Leave out every picture, then transcribe the rest of the listing exactly.

** begin **

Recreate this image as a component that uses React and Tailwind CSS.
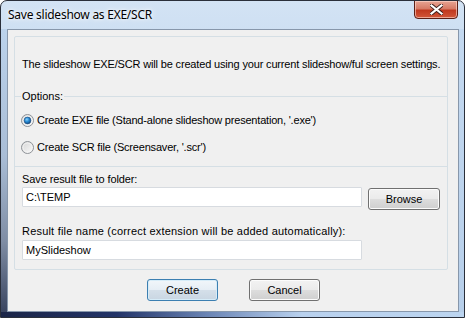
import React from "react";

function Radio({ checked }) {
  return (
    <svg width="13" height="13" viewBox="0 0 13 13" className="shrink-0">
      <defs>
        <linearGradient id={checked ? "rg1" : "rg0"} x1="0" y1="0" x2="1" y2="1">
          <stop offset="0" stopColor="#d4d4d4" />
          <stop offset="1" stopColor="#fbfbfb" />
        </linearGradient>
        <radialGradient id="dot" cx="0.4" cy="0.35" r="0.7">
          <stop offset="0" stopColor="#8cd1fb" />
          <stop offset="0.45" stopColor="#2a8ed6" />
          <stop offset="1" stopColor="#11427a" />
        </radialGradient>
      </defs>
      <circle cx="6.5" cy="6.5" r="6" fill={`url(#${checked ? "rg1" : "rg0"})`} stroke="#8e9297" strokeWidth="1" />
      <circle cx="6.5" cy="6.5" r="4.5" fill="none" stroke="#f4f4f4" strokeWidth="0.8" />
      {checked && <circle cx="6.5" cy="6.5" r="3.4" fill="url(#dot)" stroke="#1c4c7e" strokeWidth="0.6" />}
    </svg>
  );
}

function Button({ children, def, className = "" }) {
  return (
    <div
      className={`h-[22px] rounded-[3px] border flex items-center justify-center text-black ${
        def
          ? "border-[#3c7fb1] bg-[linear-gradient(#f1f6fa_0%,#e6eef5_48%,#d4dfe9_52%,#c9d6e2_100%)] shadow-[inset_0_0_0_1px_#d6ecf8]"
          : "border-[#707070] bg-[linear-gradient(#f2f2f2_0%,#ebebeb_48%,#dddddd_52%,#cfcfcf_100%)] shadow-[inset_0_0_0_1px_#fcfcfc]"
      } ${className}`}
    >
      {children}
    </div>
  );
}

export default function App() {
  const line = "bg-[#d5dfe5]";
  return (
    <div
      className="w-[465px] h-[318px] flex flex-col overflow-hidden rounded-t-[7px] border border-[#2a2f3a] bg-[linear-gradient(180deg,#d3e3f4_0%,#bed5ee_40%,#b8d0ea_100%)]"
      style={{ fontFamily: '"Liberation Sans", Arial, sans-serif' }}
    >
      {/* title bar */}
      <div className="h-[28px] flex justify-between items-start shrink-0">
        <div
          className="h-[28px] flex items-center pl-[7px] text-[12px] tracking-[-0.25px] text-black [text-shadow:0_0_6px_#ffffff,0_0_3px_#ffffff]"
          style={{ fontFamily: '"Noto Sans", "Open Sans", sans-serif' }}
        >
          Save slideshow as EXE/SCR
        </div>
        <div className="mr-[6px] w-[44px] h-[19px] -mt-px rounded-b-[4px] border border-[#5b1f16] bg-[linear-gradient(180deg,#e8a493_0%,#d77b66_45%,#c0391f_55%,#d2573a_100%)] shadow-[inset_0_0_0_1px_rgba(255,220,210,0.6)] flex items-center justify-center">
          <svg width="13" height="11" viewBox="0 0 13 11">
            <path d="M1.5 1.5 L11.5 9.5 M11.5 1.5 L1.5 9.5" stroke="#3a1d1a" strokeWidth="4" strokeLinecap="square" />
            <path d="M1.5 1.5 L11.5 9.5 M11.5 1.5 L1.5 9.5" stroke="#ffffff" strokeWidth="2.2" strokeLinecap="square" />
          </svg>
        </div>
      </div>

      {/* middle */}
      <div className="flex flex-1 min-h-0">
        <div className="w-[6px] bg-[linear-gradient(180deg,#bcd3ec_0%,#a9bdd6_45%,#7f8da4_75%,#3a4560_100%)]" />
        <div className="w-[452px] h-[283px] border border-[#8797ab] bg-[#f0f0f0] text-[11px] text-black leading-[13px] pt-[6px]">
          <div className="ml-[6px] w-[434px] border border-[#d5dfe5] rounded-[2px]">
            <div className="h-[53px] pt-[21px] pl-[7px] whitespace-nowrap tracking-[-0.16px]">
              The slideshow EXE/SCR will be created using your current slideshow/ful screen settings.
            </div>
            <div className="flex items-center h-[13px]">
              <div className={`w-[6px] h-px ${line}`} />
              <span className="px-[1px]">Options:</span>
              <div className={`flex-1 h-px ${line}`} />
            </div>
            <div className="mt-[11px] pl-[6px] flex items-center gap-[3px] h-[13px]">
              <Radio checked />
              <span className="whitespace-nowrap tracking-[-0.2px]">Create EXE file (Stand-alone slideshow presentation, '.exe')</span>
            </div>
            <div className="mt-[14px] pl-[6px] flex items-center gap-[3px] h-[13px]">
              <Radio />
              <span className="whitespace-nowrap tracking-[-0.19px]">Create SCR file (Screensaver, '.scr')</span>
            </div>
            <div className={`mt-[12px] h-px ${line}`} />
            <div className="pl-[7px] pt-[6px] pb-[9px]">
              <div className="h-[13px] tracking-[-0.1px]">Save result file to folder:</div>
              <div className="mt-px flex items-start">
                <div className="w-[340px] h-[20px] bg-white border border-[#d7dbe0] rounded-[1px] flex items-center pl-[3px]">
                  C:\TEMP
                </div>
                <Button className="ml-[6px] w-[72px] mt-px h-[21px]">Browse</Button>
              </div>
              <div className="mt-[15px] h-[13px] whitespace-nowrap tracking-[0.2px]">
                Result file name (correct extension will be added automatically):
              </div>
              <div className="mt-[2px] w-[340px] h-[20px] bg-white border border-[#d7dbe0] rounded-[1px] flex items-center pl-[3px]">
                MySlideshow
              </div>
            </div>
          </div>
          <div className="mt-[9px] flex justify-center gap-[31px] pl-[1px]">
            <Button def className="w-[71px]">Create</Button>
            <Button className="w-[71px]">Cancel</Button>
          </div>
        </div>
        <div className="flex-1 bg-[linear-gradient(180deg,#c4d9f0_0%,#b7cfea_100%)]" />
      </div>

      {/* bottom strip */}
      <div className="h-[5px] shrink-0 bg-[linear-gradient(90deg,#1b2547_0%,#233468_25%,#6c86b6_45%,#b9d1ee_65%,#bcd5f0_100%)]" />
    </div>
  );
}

** end **

### THE RESPONSE:
Recreate this image as a component that uses React and Tailwind CSS.
import React from "react";

function Radio({ checked }) {
  return (
    <svg width="13" height="13" viewBox="0 0 13 13" className="shrink-0">
      <defs>
        <linearGradient id={checked ? "rg1" : "rg0"} x1="0" y1="0" x2="1" y2="1">
          <stop offset="0" stopColor="#d4d4d4" />
          <stop offset="1" stopColor="#fbfbfb" />
        </linearGradient>
        <radialGradient id="dot" cx="0.4" cy="0.35" r="0.7">
          <stop offset="0" stopColor="#8cd1fb" />
          <stop offset="0.45" stopColor="#2a8ed6" />
          <stop offset="1" stopColor="#11427a" />
        </radialGradient>
      </defs>
      <circle cx="6.5" cy="6.5" r="6" fill={`url(#${checked ? "rg1" : "rg0"})`} stroke="#8e9297" strokeWidth="1" />
      <circle cx="6.5" cy="6.5" r="4.5" fill="none" stroke="#f4f4f4" strokeWidth="0.8" />
      {checked && <circle cx="6.5" cy="6.5" r="3.4" fill="url(#dot)" stroke="#1c4c7e" strokeWidth="0.6" />}
    </svg>
  );
}

function Button({ children, def, className = "" }) {
  return (
    <div
      className={`h-[22px] rounded-[3px] border flex items-center justify-center text-black ${
        def
          ? "border-[#3c7fb1] bg-[linear-gradient(#f1f6fa_0%,#e6eef5_48%,#d4dfe9_52%,#c9d6e2_100%)] shadow-[inset_0_0_0_1px_#d6ecf8]"
          : "border-[#707070] bg-[linear-gradient(#f2f2f2_0%,#ebebeb_48%,#dddddd_52%,#cfcfcf_100%)] shadow-[inset_0_0_0_1px_#fcfcfc]"
      } ${className}`}
    >
      {children}
    </div>
  );
}

export default function App() {
  const line = "bg-[#d5dfe5]";
  return (
    <div
      className="w-[465px] h-[318px] flex flex-col overflow-hidden rounded-t-[7px] border border-[#2a2f3a] bg-[linear-gradient(180deg,#d3e3f4_0%,#bed5ee_40%,#b8d0ea_100%)]"
      style={{ fontFamily: '"Liberation Sans", Arial, sans-serif' }}
    >
      {/* title bar */}
      <div className="h-[28px] flex justify-between items-start shrink-0">
        <div
          className="h-[28px] flex items-center pl-[7px] text-[12px] tracking-[-0.25px] text-black [text-shadow:0_0_6px_#ffffff,0_0_3px_#ffffff]"
          style={{ fontFamily: '"Noto Sans", "Open Sans", sans-serif' }}
        >
          Save slideshow as EXE/SCR
        </div>
        <div className="mr-[6px] w-[44px] h-[19px] -mt-px rounded-b-[4px] border border-[#5b1f16] bg-[linear-gradient(180deg,#e8a493_0%,#d77b66_45%,#c0391f_55%,#d2573a_100%)] shadow-[inset_0_0_0_1px_rgba(255,220,210,0.6)] flex items-center justify-center">
          <svg width="13" height="11" viewBox="0 0 13 11">
            <path d="M1.5 1.5 L11.5 9.5 M11.5 1.5 L1.5 9.5" stroke="#3a1d1a" strokeWidth="4" strokeLinecap="square" />
            <path d="M1.5 1.5 L11.5 9.5 M11.5 1.5 L1.5 9.5" stroke="#ffffff" strokeWidth="2.2" strokeLinecap="square" />
          </svg>
        </div>
      </div>

      {/* middle */}
      <div className="flex flex-1 min-h-0">
        <div className="w-[6px] bg-[linear-gradient(180deg,#bcd3ec_0%,#a9bdd6_45%,#7f8da4_75%,#3a4560_100%)]" />
        <div className="w-[452px] h-[283px] border border-[#8797ab] bg-[#f0f0f0] text-[11px] text-black leading-[13px] pt-[6px]">
          <div className="ml-[6px] w-[434px] border border-[#d5dfe5] rounded-[2px]">
            <div className="h-[53px] pt-[21px] pl-[7px] whitespace-nowrap tracking-[-0.16px]">
              The slideshow EXE/SCR will be created using your current slideshow/ful screen settings.
            </div>
            <div className="flex items-center h-[13px]">
              <div className={`w-[6px] h-px ${line}`} />
              <span className="px-[1px]">Options:</span>
              <div className={`flex-1 h-px ${line}`} />
            </div>
            <div className="mt-[11px] pl-[6px] flex items-center gap-[3px] h-[13px]">
              <Radio checked />
              <span className="whitespace-nowrap tracking-[-0.2px]">Create EXE file (Stand-alone slideshow presentation, '.exe')</span>
            </div>
            <div className="mt-[14px] pl-[6px] flex items-center gap-[3px] h-[13px]">
              <Radio />
              <span className="whitespace-nowrap tracking-[-0.19px]">Create SCR file (Screensaver, '.scr')</span>
            </div>
            <div className={`mt-[12px] h-px ${line}`} />
            <div className="pl-[7px] pt-[6px] pb-[9px]">
              <div className="h-[13px] tracking-[-0.1px]">Save result file to folder:</div>
              <div className="mt-px flex items-start">
                <div className="w-[340px] h-[20px] bg-white border border-[#d7dbe0] rounded-[1px] flex items-center pl-[3px]">
                  C:\TEMP
                </div>
                <Button className="ml-[6px] w-[72px] mt-px h-[21px]">Browse</Button>
              </div>
              <div className="mt-[15px] h-[13px] whitespace-nowrap tracking-[0.2px]">
                Result file name (correct extension will be added automatically):
              </div>
              <div className="mt-[2px] w-[340px] h-[20px] bg-white border border-[#d7dbe0] rounded-[1px] flex items-center pl-[3px]">
                MySlideshow
              </div>
            </div>
          </div>
          <div className="mt-[9px] flex justify-center gap-[31px] pl-[1px]">
            <Button def className="w-[71px]">Create</Button>
            <Button className="w-[71px]">Cancel</Button>
          </div>
        </div>
        <div className="flex-1 bg-[linear-gradient(180deg,#c4d9f0_0%,#b7cfea_100%)]" />
      </div>

      {/* bottom strip */}
      <div className="h-[5px] shrink-0 bg-[linear-gradient(90deg,#1b2547_0%,#233468_25%,#6c86b6_45%,#b9d1ee_65%,#bcd5f0_100%)]" />
    </div>
  );
}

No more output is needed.